Cobisnis.com – Era Presiden Amerika Serikat (AS) Joe Biden diprediksi berdampak besar bagi ekonomi Indonesia, salah satunya Indonesia bakal kebanjiran dana asing. Ekonom Indef Bhima Yudistira menilai sentimen di pasar modal cenderung positif, terlihat dari IHSG terdorong meningkat ke level 6.351 atau naik 0.47%.
“Arus dana asing yang masuk mencapai Rp286 miliar pada sesi pembukaan hari ini,” kata Bhima saat dihubungi awak media, Rabu (20 Januari 2021).
Bhima menambahkan, sementara dolar indeks melemah 0.18% menjadi 90.3. Pelemahan dolar indeks untungkan penguatan kurs negara berkembang khususnya rupiah.
“Biden membawa harapan stimulus ekonomi di AS yang lebih besar akan angkat kinerja ekspor Indonesia. Kemudian meredanya tensi perang dagang juga membawa percepatan pemulihan ekonomi global. Ini yang membuat investor mulai berani masuk ke risk aset seperti saham,” jelas Bhima.
EBT dan Peluang Ekspor
Ketua Umum DPD Himpunan Pengusaha Pribumi Indonesia (HIPPI) DKI Jakarta, Sarman Simanjorang, menilai dampak Joe Biden lebih positif karena AS menjadi salah satu negara mitra strategis Indonesia di bidang perdagangan.
“Dimasa resesi ini ekspor Indonesia ke Amerika periode Januari-September 2020 mencapai USD13,51 miliar atau 12,14% dari total ekspor dengan berbagai komoditas andalan. Seperti minyak kelapa sawit, hasil tekstil, hasil laut, kopi, hingga alas kaki,” ujar Sarman dalam keterangan tertulisnya, Rabu (20 Januari 2021).
Peluang ekspor ke AS diharapkan semakin meningkat dengan jenis komoditi yang lebih luas dengan kualitas produk yang mumpuni sehingga memiliki daya saing yang kuat terhadap komoditi dari negara lain.
“Terlebih didukung kebijakan Pemerintah AS yang telah memperpanjang fasilitas bebas tarif bea masuk untuk lebih 700 produk asal Indonesia ini menjadi peluang emas yang harus dimanfaatkan oleh para eksportir Indonesia,” kata Sarman.
Selain itu, Biden selama musim kampanye kerap menyampaikan program pengurangan penggunaan energi fosil dan mendorong penggunaan energi baru terbarukan atau ramah lingkungan.
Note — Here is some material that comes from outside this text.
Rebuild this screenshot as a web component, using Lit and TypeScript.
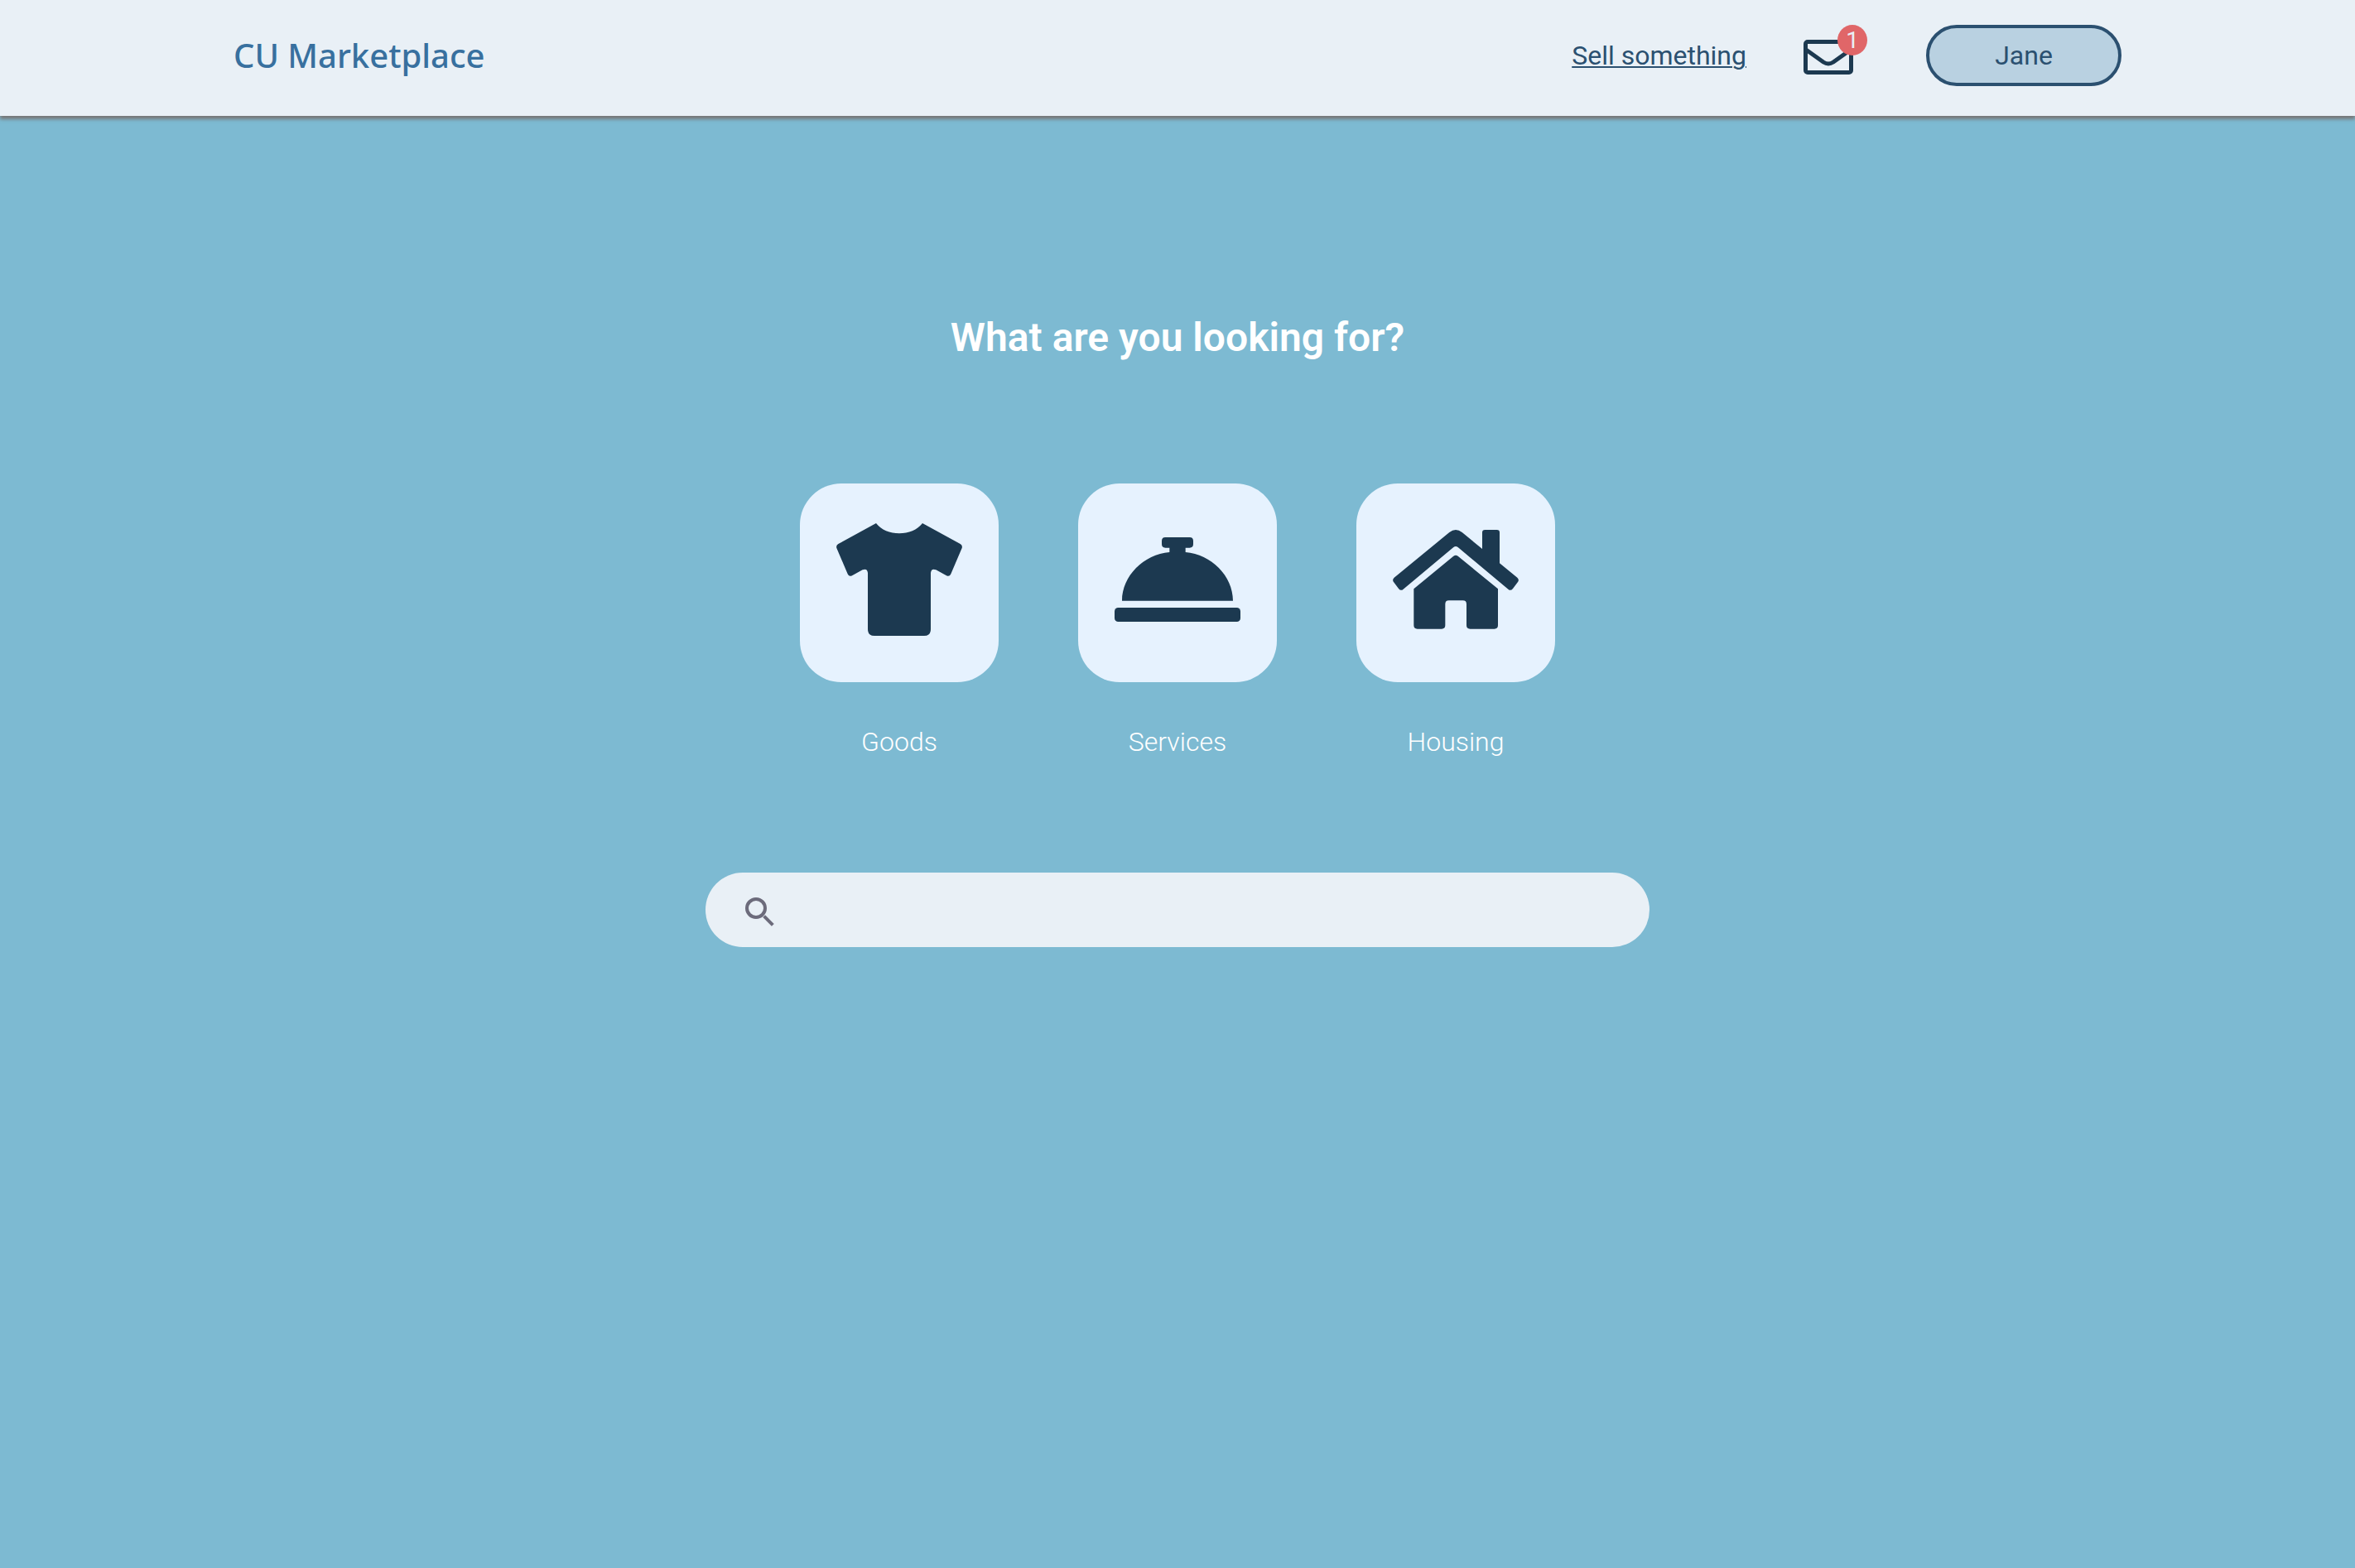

“Artinya bahwa selama kepemimpinan Joe Biden penggunaan Energi Baru Terbarukan (EBT) menjadi terdepan terlebih dalam susunan Kabinetnya akan mengangkat seorang utusan khusus Presiden AS untuk perubahan iklim, hal ini mengindikasikan bahwa pemakaian energi ramah lingkungan akan semakin ditingkatkan,” jelas Sarman yang juga Komisaris Utama PT Geothermal Energy ini.
Kebijakan ini menjadi momentum bagi Indonesia dalam mempercepat pengembangan energi ramah lingkungan. Sejalan dengan Rencana Umum Energi Nasional (RUEN) pemerintah yang menetapkan target pemanfaatan EBT sebanyak 23% dalam bauran energi nasional di tahun 2025.
Data Kementerian Energi Sumber Daya Mineral (ESDM) menyebutkan total pembangkit listrik EBT di Indonesia baru dikisaran kapasitas 10.400 megawat, masih butuh tambahan sebesar 19.000 MW untuk memenuhi target bauran EBT tahun 2025.
Di bidang Energi Panas Bumi atau geothermal Indonesia memiliki potensi sebesar 23,965,5 MW, kapasitas terpasang hingga Desember 2020 baru sebesar 2.130,7 MW dari 16 Pembangkit Linstrik Tenaga Panas Bumi artinya masih besar peluangnya.
“Apalagi Indonesia merupakan Negara ke dua terbesar di Dunia yang memiliki sumber panas bumi setelah AS. Disamping geothermal juga terbuka berinvestasi disektor energi tenaga surya, tenaga bio-massa, bio-energi dan air,” ujarnya.